Doctor: “I’m afraid you have loser says what disease.”
Me: “What?”
Doctor: “lol”
Me: “Is it serious?”
Doctor: “What?”
Me: “lol”
If you pretend you’re skimming you can straight up throw rocks at people.
I put my hair up to wash my face and my son said you look pretty with a messy bun so I straight bought him a car even tho he’s only 11.
People who say having a dog is nothing like having kids have obviously never been to one of my dog’s piano recitals.
I dated a computer hacker last year. He made me promise that I wouldn’t share this information because he said that hackers don’t want people to know this… but if you turn the brightness on your monitor down & browse the internet, then you are technically surfing the dark web.

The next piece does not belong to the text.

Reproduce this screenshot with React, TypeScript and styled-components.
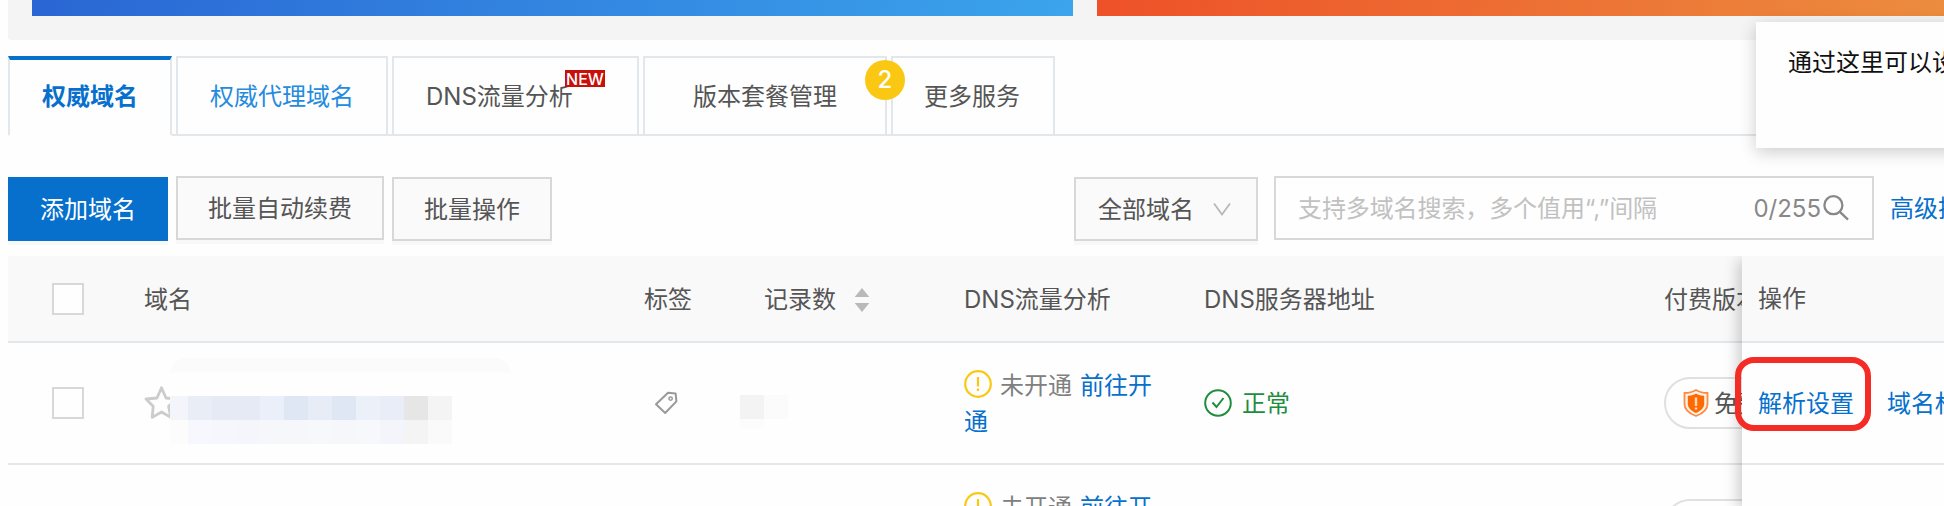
import React from "react";
import styled, { createGlobalStyle, css } from "styled-components";

const line = "#e2e7eb";

const GlobalStyle = createGlobalStyle`
  * { box-sizing: border-box; }
  body {
    margin: 0;
    background: #fefefe;
    overflow: hidden;
    font-family: Inter, "Noto Sans CJK SC", sans-serif;
    font-size: 24px;
    line-height: 36px;
    color: #555;
  }
`;

const Page = styled.main`
  position: relative;
  width: 1944px;
  height: 506px;
  overflow: hidden;
  padding-left: 8px;
`;

const BannerStrip = styled.section`
  display: flex;
  gap: 24px;
  height: 40px;
  padding: 0 0 24px 24px;
  background: #f4f4f4;
  border-bottom-left-radius: 4px;
`;

const Banner = styled.div<{ $from: string; $to: string; $width: number }>`
  flex: 0 0 ${(p) => p.$width}px;
  background: linear-gradient(100deg, ${(p) => p.$from}, ${(p) => p.$to});
`;

const TabBar = styled.nav`
  display: flex;
  gap: 4px;
  height: 80px;
  margin-top: 16px;
  box-shadow: inset 0 -2px 0 ${line};
`;

const Tab = styled.div<{ $width: number; $active?: boolean; $link?: boolean; $indent?: number }>`
  position: relative;
  flex: 0 0 ${(p) => p.$width}px;
  height: 80px;
  padding: 21px 0 0 ${(p) => p.$indent ?? 32}px;
  border: 2px solid ${line};
  white-space: nowrap;
  color: ${(p) => (p.$link ? "#258bdc" : "#555")};
  ${(p) =>
    p.$active &&
    css`
      padding-top: 19px;
      border-top: 4px solid #0670cc;
      border-bottom-color: #fefefe;
      background: #fefefe;
      color: #0670cc;
      font-weight: 600;
    `}
`;

const NewBadge = styled.span`
  position: absolute;
  top: 12px;
  left: 171px;
  width: 40px;
  height: 17px;
  background: #c80f0a;
  color: #fff;
  font-size: 16px;
  font-weight: 500;
  line-height: 18px;
  text-align: center;
`;

const StepBadge = styled.span`
  position: absolute;
  z-index: 2;
  top: 2px;
  right: -20px;
  width: 40px;
  height: 40px;
  border-radius: 50%;
  background: #fac813;
  color: #fff;
  font-weight: 500;
  line-height: 40px;
  text-align: center;
`;

const Toolbar = styled.div`
  display: flex;
  gap: 8px;
  height: 80px;
  margin-top: 40px;
  white-space: nowrap;
`;

const Label = styled.span`
  padding-top: 2px;
`;

const Button = styled.button<{ $width: number; $primary?: boolean; $drop?: number }>`
  display: flex;
  align-items: center;
  justify-content: center;
  flex: 0 0 ${(p) => p.$width}px;
  height: 64px;
  margin: ${(p) => p.$drop ?? 0}px 0 0;
  padding: 0;
  border: 2px solid ${(p) => (p.$primary ? "#0670cc" : "#d8d8d8")};
  background: ${(p) => (p.$primary ? "#0670cc" : "#fafafa")};
  box-shadow: 0 4px 0 rgba(0, 0, 0, 0.025);
  color: ${(p) => (p.$primary ? "#fff" : "#555")};
  font: inherit;
`;

const FilterButton = styled(Button)`
  justify-content: flex-start;
  gap: 19px;
  margin-left: auto;
  padding-left: 22px;
`;

const SearchBox = styled.div`
  display: flex;
  align-items: center;
  flex: 0 0 600px;
  height: 64px;
  margin-left: 8px;
  padding: 0 23px 0 22px;
  border: 2px solid #d8d8d8;
  background: #fefefe;
`;

const Placeholder = styled(Label)`
  flex: 1;
  color: #c1c1c1;
  letter-spacing: -0.1px;
`;

const Counter = styled(Label)`
  margin-right: 2px;
  color: #888;
`;

const Advanced = styled.a`
  flex: 0 0 62px;
  height: 66px;
  padding-left: 8px;
  overflow: hidden;
  line-height: 66px;
  color: #0670cc;
`;

const columns = "136px 500px 120px 200px 240px 460px 1fr";

const Table = styled.section`
  position: relative;
  height: 250px;
  overflow: hidden;
`;

const Row = styled.div<{ $head?: boolean }>`
  display: grid;
  grid-template-columns: ${columns};
  align-items: center;
  height: ${(p) => (p.$head ? 87 : 122)}px;
  border-bottom: 2px solid ${line};
  background: ${(p) => (p.$head ? "#f9f9f9" : "transparent")};
  white-space: nowrap;
`;

const Cell = styled.div`
  display: flex;
  align-items: center;
  min-width: 0;
`;

const HeadCell = styled(Cell)`
  padding-top: 2px;
`;

const Checkbox = styled.span`
  width: 32px;
  height: 32px;
  margin-left: 44px;
  border: 2px solid #d8d8d8;
  background: #fefefe;
`;

const DomainCell = styled(Cell)`
  position: relative;
  height: 120px;
`;

const Masked = styled.div`
  position: absolute;
  left: 26px;
  top: 15px;
  width: 341px;
  height: 86px;
  background: #fefefe;
  border-top: 14px solid #fbfbfb;
  border-radius: 16px 16px 0 0;
  padding-top: 24px;
`;

const MosaicLine = styled.div`
  display: flex;
  height: 24px;
`;

const Block = styled.i<{ $color: string; $width?: number; $height?: number }>`
  flex: 0 0 ${(p) => p.$width ?? 24}px;
  height: ${(p) => p.$height ?? 24}px;
  background: ${(p) => p.$color};
`;

const CountMask = styled.div`
  display: flex;
  height: 34px;
  margin: 17px 0 0 -24px;
`;

const FlowText = styled.div`
  width: 200px;
  padding-top: 2px;
  white-space: normal;
  color: #808080;

  svg { vertical-align: -4px; margin-right: 8px; }
`;

const Link = styled.a`
  color: #0670cc;
`;

const FlowLink = styled(Link)`
  margin-left: 8px;
`;

const Normal = styled(Cell)`
  gap: 10px;
  color: #1e8e3e;
`;

const Plan = styled.div`
  display: flex;
  align-items: center;
  gap: 5px;
  width: 150px;
  height: 52px;
  padding-left: 17px;
  border: 2px solid #e0e0e0;
  border-radius: 26px;
`;

const Fixed = styled.aside`
  position: absolute;
  top: 0;
  right: 0;
  width: 202px;
  height: 250px;
  background: #fefefe;
  box-shadow: -4px 4px 14px rgba(0, 0, 0, 0.2);
`;

const FixedRow = styled.div<{ $head?: boolean }>`
  display: flex;
  align-items: center;
  height: ${(p) => (p.$head ? 87 : 122)}px;
  padding-top: ${(p) => (p.$head ? 1 : 2)}px;
  padding-left: 16px;
  border-bottom: 2px solid ${line};
  background: ${(p) => (p.$head ? "#f9f9f9" : "transparent")};
  white-space: nowrap;
`;

const Divider = styled.i`
  width: 2px;
  height: 20px;
  margin: 0 17px 0 16px;
  background: #e0e0e0;
`;

const Highlight = styled.div`
  position: absolute;
  left: 1735px;
  top: 357px;
  width: 136px;
  height: 74px;
  border: 6px solid #f42c25;
  border-radius: 19px;
`;

const Hint = styled.aside`
  position: absolute;
  left: 1756px;
  top: 22px;
  width: 240px;
  height: 126px;
  padding: 23px 32px;
  background: #fefefe;
  box-shadow: 0 4px 16px rgba(0, 0, 0, 0.2);
  color: #111;
  white-space: nowrap;
`;

const Chevron = () => (
  <svg width="18" height="14" viewBox="0 0 18 14" fill="none" stroke="#b8b8b8" strokeWidth="1.8">
    <path d="M1 1.5 9 12.5 17 1.5" />
  </svg>
);

const SearchIcon = () => (
  <svg width="26" height="26" viewBox="0 0 26 26" fill="none" stroke="#888" strokeWidth="2.3">
    <circle cx="10.4" cy="10.2" r="9" />
    <path d="m16.6 16.6 8.4 8" />
  </svg>
);

const SortSvg = styled.svg`
  margin-left: 18px;
`;

const SortIcon = () => (
  <SortSvg width="16" height="26" viewBox="0 0 16 26" fill="#b9b9b9">
    <path d="M8 1 15.300 10H.7zM8 25 .7 16h14.600z" />
  </SortSvg>
);

const Star = () => (
  <svg width="34" height="34" viewBox="0 0 34 34" fill="none" stroke="#ccc" strokeWidth="2.8" strokeLinejoin="round">
    <path d="M17.500 1.800 22 12l10.400 1-7.800 7.200 2.200 11.200-9.300-5.400-9.300 5.400 1-11.200L2 13l11-1z" />
  </svg>
);

const TagSvg = styled.svg`
  margin-left: 10px;
`;

const TagIcon = () => (
  <TagSvg width="24" height="24" viewBox="0 0 24 24" fill="none" stroke="#999" strokeWidth="2" strokeLinejoin="round">
    <path d="M2 13.200 14 1.800l7.600.6.8 8L11.200 22z" />
    <circle cx="16.600" cy="7.600" r="1.700" strokeWidth="1.500" />
  </TagSvg>
);

const WarnIcon = () => (
  <svg width="28" height="28" viewBox="0 0 28 28" fill="none" stroke="#fac813" strokeWidth="2.2">
    <circle cx="14" cy="14" r="12.8" />
    <path d="M14 7v9.5M14 18.500v2.500" />
  </svg>
);

const OkIcon = () => (
  <svg width="28" height="28" viewBox="0 0 28 28" fill="none" stroke="#1e8e3e" strokeWidth="2">
    <circle cx="14" cy="14" r="12.8" />
    <path d="m8.5 13.500 4 4.500 7-9" />
  </svg>
);

const Shield = () => (
  <svg width="26" height="28" viewBox="0 0 26 28">
    <path d="M13 1C9.5 3.2 5.5 4 1.5 4v11c0 6 5 9.7 11.500 12 6.500-2.300 11.500-6 11.500-12V4C20.500 4 16.500 3.200 13 1z" fill="#fff3ea" stroke="#ff8a45" strokeWidth="1.8" />
    <path d="M13 4.500C10.500 6 8 6.600 4.800 6.800v8c0 4.400 3.500 7.200 8.200 9.200 4.700-2 8.200-4.800 8.200-9.200v-8C18 6.600 15.500 6 13 4.500z" fill="#ff6a00" />
    <path d="M13 8.500v8.500M13 18.500v2" stroke="#ffd9bd" strokeWidth="2.400" />
  </svg>
);

const mosaic = [
  ["#f4f5fa", "#e8edf6", "#e5eaf5", "#e5eaf5", "#ebeff9", "#e0e7f4", "#e8ecf6", "#e0e7f4", "#ecf0f9", "#e9edf8", "#e6e6e6", "#f4f4f4"],
  ["#fcfcfc", "#f6f8fd", "#f5f7fc", "#f4f6fb", "#f5f7fb", "#f5f7fb", "#f6f8fc", "#f5f7fb", "#f6f8fc", "#f3f5fb", "#f4f4f4", "#fafafa"],
];

const DomainRow = ({ masked }: { masked?: boolean }) => (
  <Row>
    <Cell><Checkbox /></Cell>
    <DomainCell>
      <Star />
      {masked && (
        <Masked>
          {mosaic.map((colors, i) => (
            <MosaicLine key={i}>
              {colors.map((c, j) => <Block key={j} $color={c} $width={j ? 24 : 18} />)}
            </MosaicLine>
          ))}
        </Masked>
      )}
    </DomainCell>
    <Cell><TagIcon /></Cell>
    <Cell>
      {masked && (
        <CountMask>
          <Block $color="linear-gradient(#f3f3f3 24px, #fcfcfc 24px)" $height={34} />
          <Block $color="#fbfbfb" />
        </CountMask>
      )}
    </Cell>
    <Cell>
      <FlowText><WarnIcon />未开通<FlowLink>前往开通</FlowLink></FlowText>
    </Cell>
    <Normal><OkIcon /><Label>正常</Label></Normal>
    <Cell><Plan><Shield /><Label>免费版</Label></Plan></Cell>
  </Row>
);

export default function App() {
  return (
    <Page>
      <GlobalStyle />
      <BannerStrip>
        <Banner $width={1041} $from="#2a66d4" $to="#3ba4ec" />
        <Banner $width={1041} $from="#ee5128" $to="#eb9a44" />
      </BannerStrip>

      <TabBar>
        <Tab $width={164} $active>权威域名</Tab>
        <Tab $width={212} $link>权威代理域名</Tab>
        <Tab $width={247}>DNS流量分析<NewBadge>NEW</NewBadge></Tab>
        <Tab $width={244} $indent={48}>版本套餐管理<StepBadge>2</StepBadge></Tab>
        <Tab $width={164} $indent={31}>更多服务</Tab>
      </TabBar>

      <Toolbar>
        <Button $width={160} $primary $drop={1}><Label>添加域名</Label></Button>
        <Button $width={208}><Label>批量自动续费</Label></Button>
        <Button $width={160} $drop={1}><Label>批量操作</Label></Button>
        <FilterButton $width={184} $drop={1}><Label>全部域名</Label><Chevron /></FilterButton>
        <SearchBox>
          <Placeholder>支持多域名搜索，多个值用“,”间隔</Placeholder>
          <Counter>0/255</Counter>
          <SearchIcon />
        </SearchBox>
        <Advanced>高级搜索</Advanced>
      </Toolbar>

      <Table>
        <Row $head>
          <Cell><Checkbox /></Cell>
          <HeadCell>域名</HeadCell>
          <HeadCell>标签</HeadCell>
          <HeadCell>记录数<SortIcon /></HeadCell>
          <HeadCell>DNS流量分析</HeadCell>
          <HeadCell>DNS服务器地址</HeadCell>
          <HeadCell>付费版本</HeadCell>
        </Row>
        <DomainRow masked />
        <DomainRow />
        <Fixed>
          <FixedRow $head>操作</FixedRow>
          <FixedRow><Link>解析设置</Link><Divider /><Link>域名权限</Link></FixedRow>
          <FixedRow />
        </Fixed>
      </Table>

      <Hint>通过这里可以设置</Hint>
      <Highlight />
    </Page>
  );
}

Elon Musk is now worth $208 billion.
You want to know how he did it? He skipped 34.67 billion lattes. It’s that easy.
happy mother’s day here is the result of my mom voice texting while talking to her dog
Bought myself some tulips to say thank you for putting up with yourself, day in, day out, Jesus Christ what a job.
ME: I fell off a 50 ft tall ladder once
GIRL: holy cow how did you survive
ME: I fell off the bottom rung
My kids just took a DNA test…turns out they’re 100% not listening.
[at work the day after wishing my life was more like a video game]
“morning brent”
morning diane *accidentally jumps instead of sitting down*
I was bitten by a mosquito, then saw it land and get stuck in sap… so I guess what I’m saying is, there are going to be some disheartened geneticists when they accidentally clone me instead of a dinosaur
Cop: Know why I stopped u?
Scientist: No
Cop: How much science u do tonite?
Scientist: Just one-[test tube falls from coat]
Cop: Get out
Me: I picked up Oliver from doggy daycare.(talking to dog) I’d never forget you. No I wouldn’t.
Husband: Did you pick up the kids from your mom’s house?
Me: …Kids?
Doctor: Do you drink alcohol?
Me: Why? What’ve you got?
I seriously want my vet to be my primary care physician
You don’t care when my dog does it, is not an acceptable explanation for shitting on your neighbor’s lawn. I know this now.
I’m still waiting for my date from last summer to come back from the restaurant’s bathroom…
I hope everything is ok.
He died doing what he loved
smelling things underwater
There needs to be a Yelp for coworkers:
Gary in Accounting – 3.2/5 Stars “He can’t read emails for shit, but he’ll occasionally bring in donuts for everyone”
I’m stunned that some of you watch the news, like on purpose.
If you’re happy and you know it, clap your hands. There’s nothing more endearing than happy people applauding themselves.
by this time next year, Ariana Grande’s eyelashes will be so long that male peacocks will challenge her for dominance
the Craigslist guy who sold me a bookshelf today showed me all the staples in his stomach from the surgery he just had. But that’s on me for forgetting to ask him to specifically not do that.
UBER: Sounds better than “Let’s get in this strange man’s car!”
When I found out Carl was a beekeeper I stopped loaning him bees.
If he says “you’re 1 in a million” it means he either has no knowledge of the world population or he thinks there are 7000 people like you
I’m not saying breakfast tacos are the cure but I’ve had breakfast tacos every day for 2 weeks and I’m COVID19 free, you do the math.